If we were to concede that no duty rested upon Braswell to caution the driver of the motorcycle it still can have no effect upon the results. Neither the gong nor the headlight could have given him any additional information. We cannot punish the defendant because of their absence but can only give compensation when their absence proximately contributed to the accident.
A plaintiff cannot rest when he has shown that the defendant is negligent. He must in addition show that the negligence proximately contributed to the accident.
In Virginian R. Co. v. Haley, 156 Va. 350, 157 S.E. 776, 784, Mr. Justice Epes said: "The rule applicable to all actions for the recovery of damages for an act of negligence is that there can be no recovery unless the negligence of the defendant, or that for which the defendant in law must answer to some degree, or in some way, contributed, proximately, and not remotely, to causing the damage for which recovery is sought." See, also, Norfolk Western Ry. Co. v. Wellons' Adm'r, 155 Va. 218, 154 S.E. 575.
Moreover, it is negligence for three men to ride upon a single-seated motorcycle, and it is particularly dangerous for it to turn with such a load unless the bodies of the riders sway in unison. Gaines v. Campbell, 159 Va. 504, 166 S.E. 704.
The motorman, who saw a vehicle approaching, had the right to assume that it would get off the street car track. He could not. When it appeared that it probably would not he brought his car to a stop and that is all that he could do.
LaPrade, laughing and heedless, ran headlong into a street car which had come to a stop or was in the act of stopping, and he alone is responsible for the tragedy.

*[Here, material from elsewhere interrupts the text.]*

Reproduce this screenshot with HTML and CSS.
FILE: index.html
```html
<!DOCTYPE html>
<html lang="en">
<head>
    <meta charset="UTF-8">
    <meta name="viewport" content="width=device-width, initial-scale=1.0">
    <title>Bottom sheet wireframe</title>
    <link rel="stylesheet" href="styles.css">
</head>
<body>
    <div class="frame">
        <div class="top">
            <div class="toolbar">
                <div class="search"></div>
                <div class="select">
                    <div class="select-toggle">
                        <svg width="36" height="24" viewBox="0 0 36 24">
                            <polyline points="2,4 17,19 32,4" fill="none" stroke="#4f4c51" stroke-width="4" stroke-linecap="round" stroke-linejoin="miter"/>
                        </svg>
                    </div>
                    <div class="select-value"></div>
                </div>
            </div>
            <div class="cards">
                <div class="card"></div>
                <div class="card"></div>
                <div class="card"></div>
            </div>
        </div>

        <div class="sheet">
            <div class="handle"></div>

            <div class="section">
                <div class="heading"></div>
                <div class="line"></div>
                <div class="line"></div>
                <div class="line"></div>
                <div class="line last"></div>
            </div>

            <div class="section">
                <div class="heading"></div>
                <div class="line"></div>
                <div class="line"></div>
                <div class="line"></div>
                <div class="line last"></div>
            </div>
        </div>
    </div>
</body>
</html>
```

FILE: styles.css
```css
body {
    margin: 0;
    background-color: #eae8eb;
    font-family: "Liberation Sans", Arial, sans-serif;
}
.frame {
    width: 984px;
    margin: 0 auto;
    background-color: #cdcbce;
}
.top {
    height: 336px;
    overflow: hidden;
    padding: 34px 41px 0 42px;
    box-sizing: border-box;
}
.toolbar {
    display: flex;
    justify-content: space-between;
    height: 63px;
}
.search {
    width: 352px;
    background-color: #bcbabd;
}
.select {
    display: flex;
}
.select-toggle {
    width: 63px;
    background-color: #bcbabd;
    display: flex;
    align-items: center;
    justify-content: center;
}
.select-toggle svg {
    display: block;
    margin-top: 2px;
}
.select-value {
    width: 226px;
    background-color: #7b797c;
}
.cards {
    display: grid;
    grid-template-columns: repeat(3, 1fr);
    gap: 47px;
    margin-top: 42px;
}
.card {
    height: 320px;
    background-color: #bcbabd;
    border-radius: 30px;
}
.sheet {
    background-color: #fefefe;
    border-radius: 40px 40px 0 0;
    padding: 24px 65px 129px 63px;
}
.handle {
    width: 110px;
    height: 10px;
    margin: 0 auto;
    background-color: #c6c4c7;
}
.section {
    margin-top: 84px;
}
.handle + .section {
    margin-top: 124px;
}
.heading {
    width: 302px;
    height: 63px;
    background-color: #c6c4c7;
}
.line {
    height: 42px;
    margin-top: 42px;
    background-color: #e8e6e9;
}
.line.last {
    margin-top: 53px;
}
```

Two deaths tell us of his speed.
LaPrade's negligence could not be imputed to Braswell, and this opinion rests upon no such presumption, but upon the fact that his negligence was the sole proximate cause of the accident. It is not enough to show that the company was negligent when that negligence but remotely and not proximately contributed to the result.
For reasons given we are of opinion that the action of the judge of the trial court who saw the witnesses and who heard them testify, should be sustained, and it is so ordered.